Description: This paper presents a detailed description of The Mars Underground Mole (MUM) instrument developed by the Mars Instrument Development Program (MIDP), that is used to study the subsurface of Mars.

Description: Searching for evidence of life on Mars will probably require access to the subsurface. The Martian surface is bathed in ultraviolet radiation which decomposes organic compounds, destroying possible evidence for life. Also, experiments performed by the Viking Landers imply the presence of several strongly oxidizing compounds at the Martian surface that may also play a role in destroying organic compounds near the surface. While liquid water is unstable on the Martian surface, and ice is unstable at the surface at low latitudes, recent results from the Mars Odyssey Gamma Ray Spectrometer experiment indicate that water ice is widely distributed near the surface under a thin cover of dry soil. Organic compounds created by an ancient Martian biosphere might be preserved in such ice-rich layers. Furthermore, accessing the subsurface provides a way to identify unique stratigraphy such as small-scale layering associated with lacustrine sediments.
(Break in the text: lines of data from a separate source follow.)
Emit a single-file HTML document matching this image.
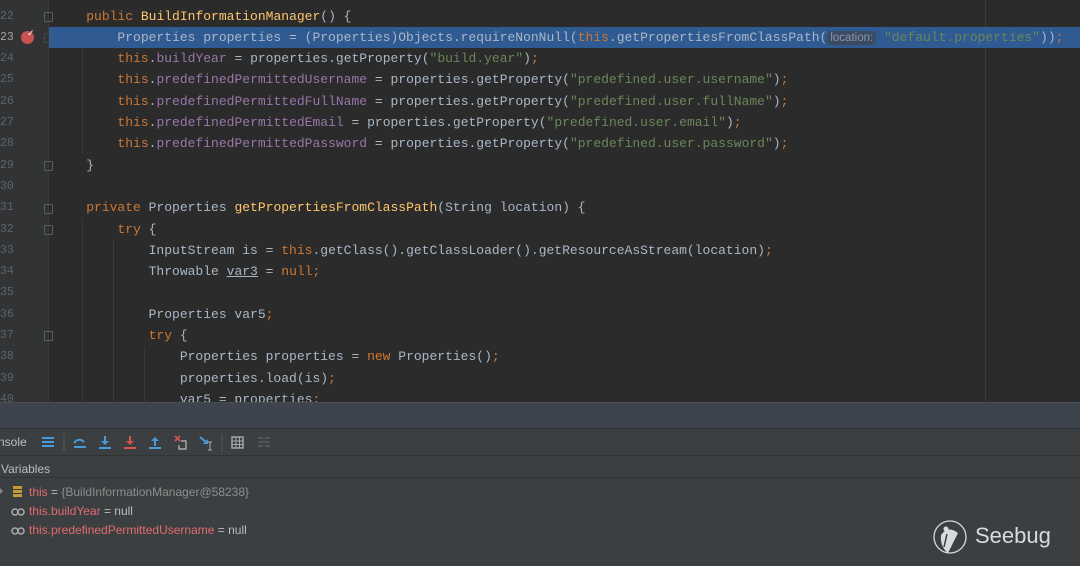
<!DOCTYPE html>
<html><head><meta charset="utf-8"><style>
*{margin:0;padding:0;box-sizing:border-box}
body{width:1080px;height:566px;overflow:hidden;background:#2b2b2b;position:relative;font-family:"Liberation Mono",monospace}
.ed{position:absolute;left:0;top:0;width:1080px;height:402px;background:#2b2b2b;overflow:hidden}
.gut{position:absolute;left:0;top:0;width:49px;height:402px;background:#313335;border-right:1px solid #3a3a3a}
.ln{position:absolute;left:0;width:12px;text-align:right;font-size:11.5px;color:#606366;height:21.3px;line-height:21.3px;overflow:visible}
.row{position:absolute;left:55px;right:0;height:21.3px;line-height:21.3px;font-size:13px;color:#a9b7c6;white-space:pre}
.hl{background:#2f5a92;left:49px;padding-left:6px}
.k{color:#cc7832}.f{color:#9876aa}.s{color:#6a8759}.m{color:#ffc66d}
.guide{position:absolute;width:1px;background:#393939}
.fold{position:absolute;left:44px;width:9px;height:10px;border:1px solid #5a5d5f;border-radius:1px}
.hint{background:#3b4b63;color:#8a97a8;font-family:"Liberation Sans",sans-serif;font-size:11.5px;border-radius:4px;padding:1px 3px}
.bar{position:absolute;left:0;top:402px;width:1080px;height:26px;background:#3d444e;border-top:1px solid #4a4e52}
.tb{position:absolute;left:0;top:428px;width:1080px;height:27px;background:#3c3f41;border-top:1px solid #323232;font-family:"Liberation Sans",sans-serif}
.vars{position:absolute;left:0;top:455px;width:1080px;height:111px;background:#3c3f41;border-top:1px solid #323232;font-family:"Liberation Sans",sans-serif;font-size:12px;color:#bbb}
.it{position:absolute;font-size:12px;white-space:pre}
.r{color:#e06c6c}.g{color:#8d8d8d}
</style></head><body>
<div class="ed">
<div class="gut"></div>
<div class="guide" style="left:82px;top:27px;height:126px"></div>
<div class="guide" style="left:82px;top:219px;height:190px"></div>
<div class="guide" style="left:113px;top:240px;height:170px"></div>
<div class="guide" style="left:144px;top:346px;height:60px"></div>
<div class="guide" style="left:985px;top:0;height:402px;background:#3a3a3a"></div>

<div class="ln" style="top:5.5px">22</div><div class="row" style="top:5.5px">    <span class="k">public</span> <span class="m">BuildInformationManager</span>() {</div>
<div class="ln" style="top:26.8px;color:#a4a3a3">23</div><div class="row hl" style="top:26.8px">        Properties properties = (Properties)Objects.requireNonNull(<span class="k">this</span>.getPropertiesFromClassPath(<span class="hint">location:</span> <span class="s">"default.properties"</span>))<span class="k">;</span></div>
<div style="position:absolute;left:21px;top:31px;width:13px;height:13px;border-radius:50%;background:#c75450"></div>
<div style="position:absolute;left:27px;top:29px;color:#fff;font-size:9px;font-family:'DejaVu Sans'">✓</div>
<div class="ln" style="top:48.1px">24</div><div class="row" style="top:48.1px">        <span class="k">this</span>.<span class="f">buildYear</span> = properties.getProperty(<span class="s">"build.year"</span>)<span class="k">;</span></div>
<div class="ln" style="top:69.4px">25</div><div class="row" style="top:69.4px">        <span class="k">this</span>.<span class="f">predefinedPermittedUsername</span> = properties.getProperty(<span class="s">"predefined.user.username"</span>)<span class="k">;</span></div>
<div class="ln" style="top:90.7px">26</div><div class="row" style="top:90.7px">        <span class="k">this</span>.<span class="f">predefinedPermittedFullName</span> = properties.getProperty(<span class="s">"predefined.user.fullName"</span>)<span class="k">;</span></div>
<div class="ln" style="top:112px">27</div><div class="row" style="top:112px">        <span class="k">this</span>.<span class="f">predefinedPermittedEmail</span> = properties.getProperty(<span class="s">"predefined.user.email"</span>)<span class="k">;</span></div>
<div class="ln" style="top:133.3px">28</div><div class="row" style="top:133.3px">        <span class="k">this</span>.<span class="f">predefinedPermittedPassword</span> = properties.getProperty(<span class="s">"predefined.user.password"</span>)<span class="k">;</span></div>
<div class="ln" style="top:154.6px">29</div><div class="row" style="top:154.6px">    }</div>
<div class="ln" style="top:175.9px">30</div>
<div class="ln" style="top:197.2px">31</div><div class="row" style="top:197.2px">    <span class="k">private</span> Properties <span class="m">getPropertiesFromClassPath</span>(String location) {</div>
<div class="ln" style="top:218.5px">32</div><div class="row" style="top:218.5px">        <span class="k">try</span> {</div>
<div class="ln" style="top:239.8px">33</div><div class="row" style="top:239.8px">            InputStream is = <span class="k">this</span>.getClass().getClassLoader().getResourceAsStream(location)<span class="k">;</span></div>
<div class="ln" style="top:261.1px">34</div><div class="row" style="top:261.1px">            Throwable <u>var3</u> = <span class="k">null;</span></div>
<div class="ln" style="top:282.4px">35</div>
<div class="ln" style="top:303.7px">36</div><div class="row" style="top:303.7px">            Properties var5<span class="k">;</span></div>
<div class="ln" style="top:325px">37</div><div class="row" style="top:325px">            <span class="k">try</span> {</div>
<div class="ln" style="top:346.3px">38</div><div class="row" style="top:346.3px">                Properties properties = <span class="k">new</span> Properties()<span class="k">;</span></div>
<div class="ln" style="top:367.6px">39</div><div class="row" style="top:367.6px">                properties.load(is)<span class="k">;</span></div>
<div class="ln" style="top:388.9px">40</div><div class="row" style="top:388.9px">                var5 = properties<span class="k">;</span></div>
<div class="fold" style="top:12px"></div><div class="fold" style="top:33px;opacity:.5"></div><div class="fold" style="top:161px"></div><div class="fold" style="top:204px"></div><div class="fold" style="top:225px"></div><div class="fold" style="top:331px"></div>
</div>
<div class="bar"></div>
<div class="tb">
<span style="position:absolute;left:-2px;top:6px;font-size:12px;color:#bbb">nsole</span>
<svg width="300" height="27" style="position:absolute;left:0;top:0">
<g fill="#4a9ad8"><rect x="42" y="8" width="12" height="2"/><rect x="42" y="12" width="12" height="2"/><rect x="42" y="16" width="12" height="2"/></g>
<line x1="64" y1="5" x2="64" y2="23" stroke="#555"/>
<g stroke="#4a9ad8" stroke-width="2" fill="none"><path d="M74 14 Q79 8 84 13"/><line x1="74" y1="18" x2="86" y2="18"/></g>
<g stroke="#4a9ad8" stroke-width="2"><line x1="105" y1="7" x2="105" y2="15"/><line x1="99" y1="19" x2="111" y2="19"/></g><path d="M101 12 L105 16 L109 12Z" fill="#4a9ad8"/>
<g stroke="#d9534f" stroke-width="2"><line x1="130" y1="7" x2="130" y2="15"/><line x1="124" y1="19" x2="136" y2="19"/></g><path d="M126 12 L130 16 L134 12Z" fill="#d9534f"/>
<g stroke="#4a9ad8" stroke-width="2"><line x1="155" y1="10" x2="155" y2="17"/><line x1="149" y1="19" x2="161" y2="19"/></g><path d="M151 12 L155 8 L159 12Z" fill="#4a9ad8"/>
<path d="M175 7 L180 12 M180 7 L175 12" stroke="#d9534f" stroke-width="1.6"/><path d="M181 12 H186 V20 H179 V16" stroke="#aaa" fill="none" stroke-width="1.4"/>
<path d="M200 8 L207 14" stroke="#4a9ad8" stroke-width="2"/><path d="M203 15 L208 15 L208 10Z" fill="#4a9ad8"/><path d="M210 13 V21 M208 13 H212 M208 21 H212" stroke="#aaa"/>
<line x1="222" y1="5" x2="222" y2="23" stroke="#555"/>
<rect x="232" y="8" width="11" height="11" fill="none" stroke="#aaa" stroke-width="1.4"/><path d="M232 12H243M232 15.5H243M236 8V19M239.5 8V19" stroke="#aaa"/>
<path d="M258 9H263M258 13H270M258 17H263M265 9H270M265 17H270" stroke="#5a5d5f" stroke-width="1.4"/>
</svg></div>
<div class="vars">
<div class="it" style="left:1px;top:6px">Variables</div>
<div style="position:absolute;left:0;top:21px;width:1080px;border-top:1px solid #323232"></div>
<svg width="30" height="80" style="position:absolute;left:0;top:28px">
<g fill="#c59a3a"><rect x="13" y="2" width="9" height="3"/><rect x="13" y="6" width="9" height="3"/><rect x="13" y="10" width="9" height="3"/></g>
<g fill="none" stroke="#aaa" stroke-width="1.5"><circle cx="15" cy="28" r="3"/><circle cx="21" cy="28" r="3"/><circle cx="15" cy="47" r="3"/><circle cx="21" cy="47" r="3"/></g>
<path d="M0 4 L3 7 L0 10" fill="#888"/>
</svg>
<div class="it" style="left:29px;top:29px"><span class="r">this</span> = <span class="g">{BuildInformationManager@58238}</span></div>
<div class="it" style="left:29px;top:48px"><span class="r">this.buildYear</span> = null</div>
<div class="it" style="left:29px;top:67px"><span class="r">this.predefinedPermittedUsername</span> = null</div>
<svg width="40" height="40" style="position:absolute;left:930px;top:61px" viewBox="0 0 40 40"><circle cx="20" cy="20" r="16" fill="none" stroke="#d8dadb" stroke-width="1.3"/><path d="M11 18 Q18 8 28 16 L18 36 Q10 30 11 18Z" fill="#d8dadb"/><circle cx="16" cy="12" r="2.5" fill="#d8dadb"/><path d="M17 17 L14 30" stroke="#3c3f41" stroke-width="1.5"/></svg>
<div style="position:absolute;left:975px;top:67px;font-family:'Liberation Sans',sans-serif;font-size:22px;color:#d8dadb">Seebug</div>
</div>
</body></html>
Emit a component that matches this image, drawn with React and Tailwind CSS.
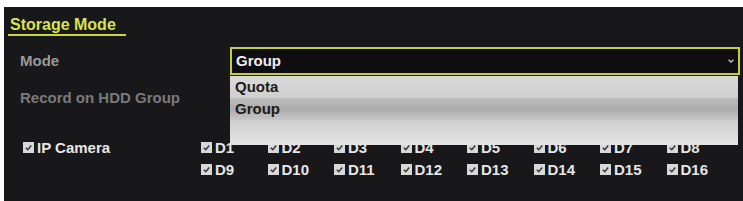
import React from "react";

function Check({ label }) {
  return (
    <div className="flex h-[15px] items-center gap-[3px]">
      <span className="flex h-[11px] w-[11px] shrink-0 items-center justify-center bg-[#d8d8d8]">
        <svg viewBox="0 0 10 10" className="h-[9px] w-[9px]">
          <path d="M2 5.2 L4.2 7.4 L8 2.8" fill="none" stroke="#333" strokeWidth="1.6" />
        </svg>
      </span>
      <span className="text-[15px] font-bold leading-none text-[#e6e6e6]">{label}</span>
    </div>
  );
}

export default function App() {
  const row1 = ["D1", "D2", "D3", "D4", "D5", "D6", "D7", "D8"];
  const row2 = ["D9", "D10", "D11", "D12", "D13", "D14", "D15", "D16"];
  return (
    <div
      className="h-[201px] w-[743px] bg-white pl-[4px] pt-[7px]"
      style={{ fontFamily: '"Liberation Sans", Arial, sans-serif' }}
    >
      <div className="relative flex h-[194px] flex-col bg-[#18181a]">
        <div className="ml-[4px] mt-[10px] w-[118px] border-b-2 border-[#c9d640] pb-[1px] pl-[2px]">
          <div className="text-[16px] font-bold leading-none text-[#dbe24e]">Storage Mode</div>
        </div>

        <div className="mt-[11px] flex h-[28px] items-center">
          <div className="w-[226px] pl-[16px] text-[15px] font-bold text-[#999999]">Mode</div>
          <div className="mr-[3px] flex h-[28px] flex-1 items-center justify-between border-2 border-[#c3d03c] bg-[#0e0d12] pl-[4px] pr-[3px]">
            <span className="text-[15px] font-bold text-[#f0f0f0]">Group</span>
            <svg viewBox="0 0 10 10" className="h-[8px] w-[8px]">
              <path d="M2 3.5 L5 6.5 L8 3.5" fill="none" stroke="#d0d0d0" strokeWidth="1.6" />
            </svg>
          </div>
        </div>

        <div className="mt-[12px] flex h-[22px] items-center">
          <div className="w-[226px] pl-[16px] text-[15px] font-bold text-[#7a7a7a]">Record on HDD Group</div>
        </div>

        <div className="mt-[31px] flex items-start">
          <div className="w-[197px] pl-[19px]">
            <Check label="IP Camera" />
          </div>
          <div className="grid grid-cols-[repeat(8,66.5px)] gap-y-[7px]">
            {row1.map((d) => (
              <Check key={d} label={d} />
            ))}
            {row2.map((d) => (
              <Check key={d} label={d} />
            ))}
          </div>
        </div>

        <div className="absolute left-[226px] top-[69px] flex h-[69px] w-[508px] flex-col bg-[#d3d3d3]">
          <div className="flex h-[22px] items-center bg-gradient-to-b from-[#dadada] to-[#cfcfcf] pl-[5px] text-[15px] font-bold text-[#1a1a1a]">
            Quota
          </div>
          <div className="flex h-[22px] items-center bg-gradient-to-b from-[#bdbdbd] via-[#ababab] to-[#c6c6c6] pl-[5px] text-[15px] font-bold text-[#1a1a1a]">
            Group
          </div>
          <div className="flex-1 bg-gradient-to-b from-[#cfcfcf] to-[#e4e4e4]" />
        </div>
      </div>
    </div>
  );
}
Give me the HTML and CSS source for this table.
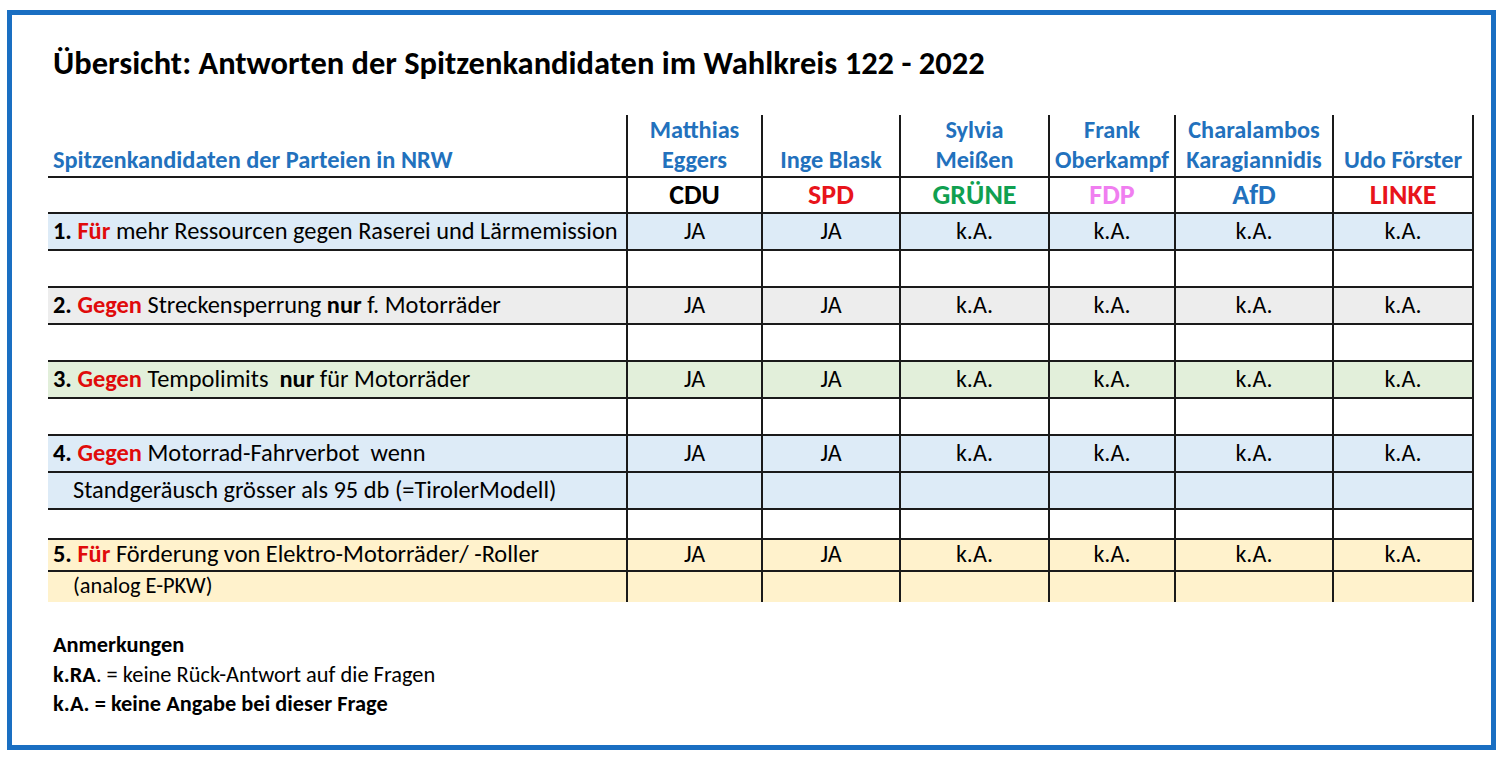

Subsurface access might also provide new insights into the Mars climate record that may be preserved in the Polar Layered Deposits. Recognizing the importance of accessing the subsurface of Mars to the future scientific exploration of the planet, the Mars Surveyor 2007 Science Definition Team called for drilling beneath the surface soils. Subsurface measurements are also cited as high priority in by MEPAG. Recognizing the importance of accessing the Martian subsurface to search for life, the European Space Agency has incorporated a small automated burrowing device called a subsurface penetrometer or Mole onto the Beagle 2 lander planned for 2003 launch. This device, called the Planetary Underground Tool (PLUTO), is a pointed slender cylinder 2 cm wide and 28 cm long equipped with a small sampling device at the pointed end that collects samples and brings them to the surface for analysis. Drawing on the PLUTO design, we are developing a larger Mole carrying sensors for identifying mineralogy, organic compounds, and water.